WORK INSTRUCTIONS :: Pictures stay out of the copy; restate everything else in the material exactly.
##### SOURCE DATA #####
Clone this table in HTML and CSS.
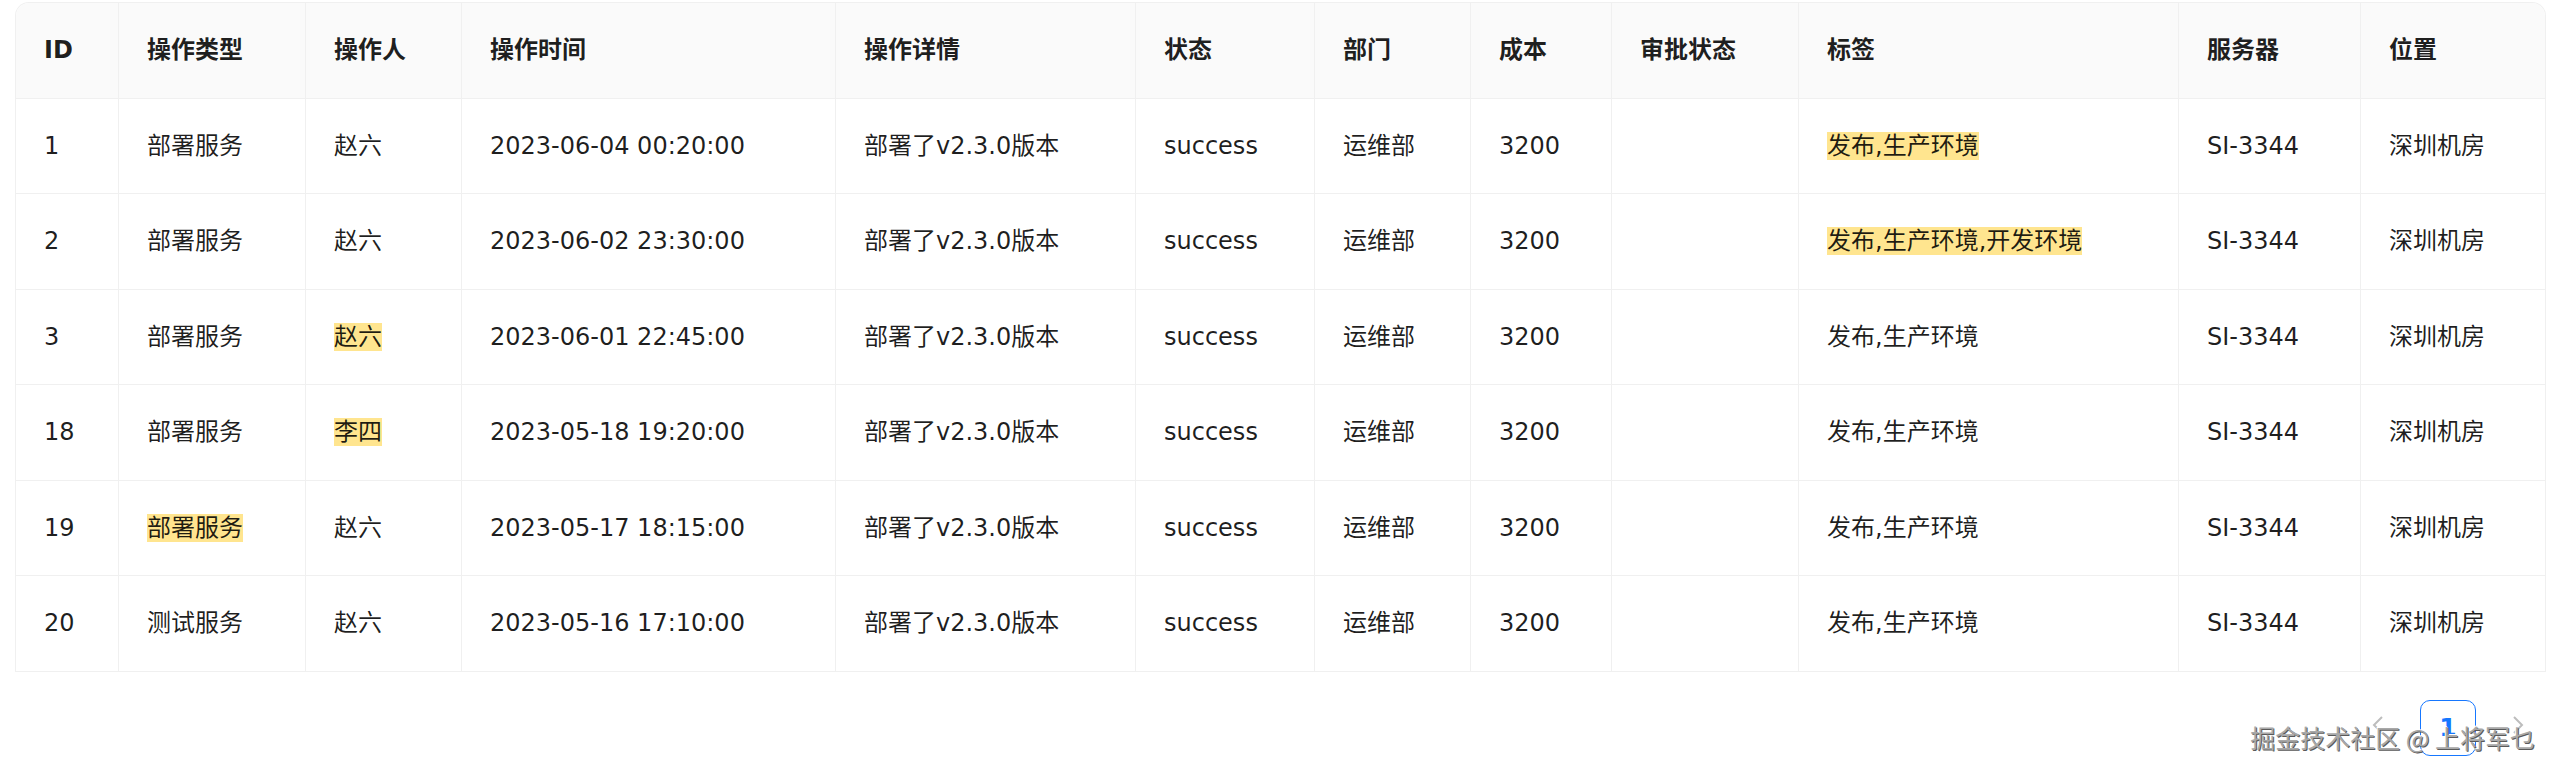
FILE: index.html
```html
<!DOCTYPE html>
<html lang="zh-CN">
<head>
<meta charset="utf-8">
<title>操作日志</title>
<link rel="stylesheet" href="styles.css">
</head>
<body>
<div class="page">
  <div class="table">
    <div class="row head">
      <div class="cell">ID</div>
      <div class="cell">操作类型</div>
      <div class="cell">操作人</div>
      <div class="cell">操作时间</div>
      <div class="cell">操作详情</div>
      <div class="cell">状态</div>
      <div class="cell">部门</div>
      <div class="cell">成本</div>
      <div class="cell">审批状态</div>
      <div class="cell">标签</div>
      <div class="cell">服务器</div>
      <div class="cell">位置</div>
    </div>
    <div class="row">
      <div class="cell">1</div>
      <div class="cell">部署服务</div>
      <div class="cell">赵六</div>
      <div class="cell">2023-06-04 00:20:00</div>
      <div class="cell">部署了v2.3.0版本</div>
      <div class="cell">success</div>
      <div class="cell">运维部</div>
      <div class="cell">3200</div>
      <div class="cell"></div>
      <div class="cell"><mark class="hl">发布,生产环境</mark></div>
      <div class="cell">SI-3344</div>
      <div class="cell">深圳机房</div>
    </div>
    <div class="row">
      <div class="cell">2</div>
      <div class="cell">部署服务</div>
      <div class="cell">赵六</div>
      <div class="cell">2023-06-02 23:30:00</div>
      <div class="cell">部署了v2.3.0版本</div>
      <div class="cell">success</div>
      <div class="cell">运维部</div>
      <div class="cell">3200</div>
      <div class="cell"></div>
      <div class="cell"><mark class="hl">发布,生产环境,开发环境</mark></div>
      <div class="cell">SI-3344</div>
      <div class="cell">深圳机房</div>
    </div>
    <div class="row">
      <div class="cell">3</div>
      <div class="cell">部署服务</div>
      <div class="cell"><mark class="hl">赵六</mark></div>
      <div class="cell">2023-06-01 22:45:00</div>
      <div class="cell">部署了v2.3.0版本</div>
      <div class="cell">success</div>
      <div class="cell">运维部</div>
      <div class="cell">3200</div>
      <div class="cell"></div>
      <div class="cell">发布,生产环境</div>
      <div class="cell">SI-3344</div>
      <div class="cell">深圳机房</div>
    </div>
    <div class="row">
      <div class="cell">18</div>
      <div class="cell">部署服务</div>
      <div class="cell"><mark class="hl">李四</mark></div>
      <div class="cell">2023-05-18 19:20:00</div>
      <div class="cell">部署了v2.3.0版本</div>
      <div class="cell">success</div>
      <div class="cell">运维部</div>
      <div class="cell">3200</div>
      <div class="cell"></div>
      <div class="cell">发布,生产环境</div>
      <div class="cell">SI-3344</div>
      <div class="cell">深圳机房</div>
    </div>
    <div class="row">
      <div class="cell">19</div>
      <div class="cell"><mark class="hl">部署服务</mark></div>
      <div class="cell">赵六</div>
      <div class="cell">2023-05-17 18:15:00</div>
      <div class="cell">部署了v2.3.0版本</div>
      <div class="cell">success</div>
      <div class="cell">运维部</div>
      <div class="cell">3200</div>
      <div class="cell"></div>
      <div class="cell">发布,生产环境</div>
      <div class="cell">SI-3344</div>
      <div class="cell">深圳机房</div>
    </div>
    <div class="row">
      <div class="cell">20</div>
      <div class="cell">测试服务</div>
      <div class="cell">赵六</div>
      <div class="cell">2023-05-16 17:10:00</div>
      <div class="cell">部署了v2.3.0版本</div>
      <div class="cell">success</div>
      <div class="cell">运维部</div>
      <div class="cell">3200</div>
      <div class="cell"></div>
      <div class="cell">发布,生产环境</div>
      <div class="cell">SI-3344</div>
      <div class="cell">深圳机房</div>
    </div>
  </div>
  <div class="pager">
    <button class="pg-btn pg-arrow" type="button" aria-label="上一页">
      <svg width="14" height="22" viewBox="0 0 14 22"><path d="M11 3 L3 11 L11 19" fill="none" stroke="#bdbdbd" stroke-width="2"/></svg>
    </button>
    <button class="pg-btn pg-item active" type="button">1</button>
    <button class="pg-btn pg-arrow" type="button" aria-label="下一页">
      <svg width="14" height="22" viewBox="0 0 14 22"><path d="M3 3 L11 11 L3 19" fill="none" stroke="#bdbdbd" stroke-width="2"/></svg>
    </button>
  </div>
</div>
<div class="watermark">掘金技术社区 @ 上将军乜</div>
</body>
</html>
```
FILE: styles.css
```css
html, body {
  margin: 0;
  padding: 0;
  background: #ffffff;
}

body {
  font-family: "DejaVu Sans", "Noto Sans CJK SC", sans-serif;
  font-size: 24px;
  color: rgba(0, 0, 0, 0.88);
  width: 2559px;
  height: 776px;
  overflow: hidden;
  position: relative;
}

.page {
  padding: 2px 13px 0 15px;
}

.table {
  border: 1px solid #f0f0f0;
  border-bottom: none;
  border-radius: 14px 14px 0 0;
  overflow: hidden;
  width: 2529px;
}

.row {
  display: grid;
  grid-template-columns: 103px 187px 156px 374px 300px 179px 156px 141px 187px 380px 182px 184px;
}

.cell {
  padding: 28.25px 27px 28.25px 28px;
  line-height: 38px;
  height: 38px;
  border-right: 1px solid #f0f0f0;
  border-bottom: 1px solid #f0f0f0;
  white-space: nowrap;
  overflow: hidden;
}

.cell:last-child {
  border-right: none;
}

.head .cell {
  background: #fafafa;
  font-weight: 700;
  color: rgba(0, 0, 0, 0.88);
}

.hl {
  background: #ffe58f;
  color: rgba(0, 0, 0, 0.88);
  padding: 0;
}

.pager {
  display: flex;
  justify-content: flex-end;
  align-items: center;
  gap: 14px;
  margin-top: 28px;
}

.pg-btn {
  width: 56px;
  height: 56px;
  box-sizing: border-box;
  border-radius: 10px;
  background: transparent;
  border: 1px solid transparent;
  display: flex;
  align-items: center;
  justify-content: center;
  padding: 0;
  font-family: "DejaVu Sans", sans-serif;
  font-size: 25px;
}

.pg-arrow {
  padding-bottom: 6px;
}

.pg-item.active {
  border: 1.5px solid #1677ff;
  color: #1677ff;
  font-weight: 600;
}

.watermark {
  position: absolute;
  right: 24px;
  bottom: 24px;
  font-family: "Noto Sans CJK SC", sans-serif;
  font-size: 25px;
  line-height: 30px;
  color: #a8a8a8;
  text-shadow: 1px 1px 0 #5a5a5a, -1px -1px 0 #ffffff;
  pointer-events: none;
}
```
#####
RESPONSE ::
Clone this table in HTML and CSS.
FILE: index.html
```html
<!DOCTYPE html>
<html lang="zh-CN">
<head>
<meta charset="utf-8">
<title>操作日志</title>
<link rel="stylesheet" href="styles.css">
</head>
<body>
<div class="page">
  <div class="table">
    <div class="row head">
      <div class="cell">ID</div>
      <div class="cell">操作类型</div>
      <div class="cell">操作人</div>
      <div class="cell">操作时间</div>
      <div class="cell">操作详情</div>
      <div class="cell">状态</div>
      <div class="cell">部门</div>
      <div class="cell">成本</div>
      <div class="cell">审批状态</div>
      <div class="cell">标签</div>
      <div class="cell">服务器</div>
      <div class="cell">位置</div>
    </div>
    <div class="row">
      <div class="cell">1</div>
      <div class="cell">部署服务</div>
      <div class="cell">赵六</div>
      <div class="cell">2023-06-04 00:20:00</div>
      <div class="cell">部署了v2.3.0版本</div>
      <div class="cell">success</div>
      <div class="cell">运维部</div>
      <div class="cell">3200</div>
      <div class="cell"></div>
      <div class="cell"><mark class="hl">发布,生产环境</mark></div>
      <div class="cell">SI-3344</div>
      <div class="cell">深圳机房</div>
    </div>
    <div class="row">
      <div class="cell">2</div>
      <div class="cell">部署服务</div>
      <div class="cell">赵六</div>
      <div class="cell">2023-06-02 23:30:00</div>
      <div class="cell">部署了v2.3.0版本</div>
      <div class="cell">success</div>
      <div class="cell">运维部</div>
      <div class="cell">3200</div>
      <div class="cell"></div>
      <div class="cell"><mark class="hl">发布,生产环境,开发环境</mark></div>
      <div class="cell">SI-3344</div>
      <div class="cell">深圳机房</div>
    </div>
    <div class="row">
      <div class="cell">3</div>
      <div class="cell">部署服务</div>
      <div class="cell"><mark class="hl">赵六</mark></div>
      <div class="cell">2023-06-01 22:45:00</div>
      <div class="cell">部署了v2.3.0版本</div>
      <div class="cell">success</div>
      <div class="cell">运维部</div>
      <div class="cell">3200</div>
      <div class="cell"></div>
      <div class="cell">发布,生产环境</div>
      <div class="cell">SI-3344</div>
      <div class="cell">深圳机房</div>
    </div>
    <div class="row">
      <div class="cell">18</div>
      <div class="cell">部署服务</div>
      <div class="cell"><mark class="hl">李四</mark></div>
      <div class="cell">2023-05-18 19:20:00</div>
      <div class="cell">部署了v2.3.0版本</div>
      <div class="cell">success</div>
      <div class="cell">运维部</div>
      <div class="cell">3200</div>
      <div class="cell"></div>
      <div class="cell">发布,生产环境</div>
      <div class="cell">SI-3344</div>
      <div class="cell">深圳机房</div>
    </div>
    <div class="row">
      <div class="cell">19</div>
      <div class="cell"><mark class="hl">部署服务</mark></div>
      <div class="cell">赵六</div>
      <div class="cell">2023-05-17 18:15:00</div>
      <div class="cell">部署了v2.3.0版本</div>
      <div class="cell">success</div>
      <div class="cell">运维部</div>
      <div class="cell">3200</div>
      <div class="cell"></div>
      <div class="cell">发布,生产环境</div>
      <div class="cell">SI-3344</div>
      <div class="cell">深圳机房</div>
    </div>
    <div class="row">
      <div class="cell">20</div>
      <div class="cell">测试服务</div>
      <div class="cell">赵六</div>
      <div class="cell">2023-05-16 17:10:00</div>
      <div class="cell">部署了v2.3.0版本</div>
      <div class="cell">success</div>
      <div class="cell">运维部</div>
      <div class="cell">3200</div>
      <div class="cell"></div>
      <div class="cell">发布,生产环境</div>
      <div class="cell">SI-3344</div>
      <div class="cell">深圳机房</div>
    </div>
  </div>
  <div class="pager">
    <button class="pg-btn pg-arrow" type="button" aria-label="上一页">
      <svg width="14" height="22" viewBox="0 0 14 22"><path d="M11 3 L3 11 L11 19" fill="none" stroke="#bdbdbd" stroke-width="2"/></svg>
    </button>
    <button class="pg-btn pg-item active" type="button">1</button>
    <button class="pg-btn pg-arrow" type="button" aria-label="下一页">
      <svg width="14" height="22" viewBox="0 0 14 22"><path d="M3 3 L11 11 L3 19" fill="none" stroke="#bdbdbd" stroke-width="2"/></svg>
    </button>
  </div>
</div>
<div class="watermark">掘金技术社区 @ 上将军乜</div>
</body>
</html>
```
FILE: styles.css
```css
html, body {
  margin: 0;
  padding: 0;
  background: #ffffff;
}

body {
  font-family: "DejaVu Sans", "Noto Sans CJK SC", sans-serif;
  font-size: 24px;
  color: rgba(0, 0, 0, 0.88);
  width: 2559px;
  height: 776px;
  overflow: hidden;
  position: relative;
}

.page {
  padding: 2px 13px 0 15px;
}

.table {
  border: 1px solid #f0f0f0;
  border-bottom: none;
  border-radius: 14px 14px 0 0;
  overflow: hidden;
  width: 2529px;
}

.row {
  display: grid;
  grid-template-columns: 103px 187px 156px 374px 300px 179px 156px 141px 187px 380px 182px 184px;
}

.cell {
  padding: 28.25px 27px 28.25px 28px;
  line-height: 38px;
  height: 38px;
  border-right: 1px solid #f0f0f0;
  border-bottom: 1px solid #f0f0f0;
  white-space: nowrap;
  overflow: hidden;
}

.cell:last-child {
  border-right: none;
}

.head .cell {
  background: #fafafa;
  font-weight: 700;
  color: rgba(0, 0, 0, 0.88);
}

.hl {
  background: #ffe58f;
  color: rgba(0, 0, 0, 0.88);
  padding: 0;
}

.pager {
  display: flex;
  justify-content: flex-end;
  align-items: center;
  gap: 14px;
  margin-top: 28px;
}

.pg-btn {
  width: 56px;
  height: 56px;
  box-sizing: border-box;
  border-radius: 10px;
  background: transparent;
  border: 1px solid transparent;
  display: flex;
  align-items: center;
  justify-content: center;
  padding: 0;
  font-family: "DejaVu Sans", sans-serif;
  font-size: 25px;
}

.pg-arrow {
  padding-bottom: 6px;
}

.pg-item.active {
  border: 1.5px solid #1677ff;
  color: #1677ff;
  font-weight: 600;
}

.watermark {
  position: absolute;
  right: 24px;
  bottom: 24px;
  font-family: "Noto Sans CJK SC", sans-serif;
  font-size: 25px;
  line-height: 30px;
  color: #a8a8a8;
  text-shadow: 1px 1px 0 #5a5a5a, -1px -1px 0 #ffffff;
  pointer-events: none;
}
```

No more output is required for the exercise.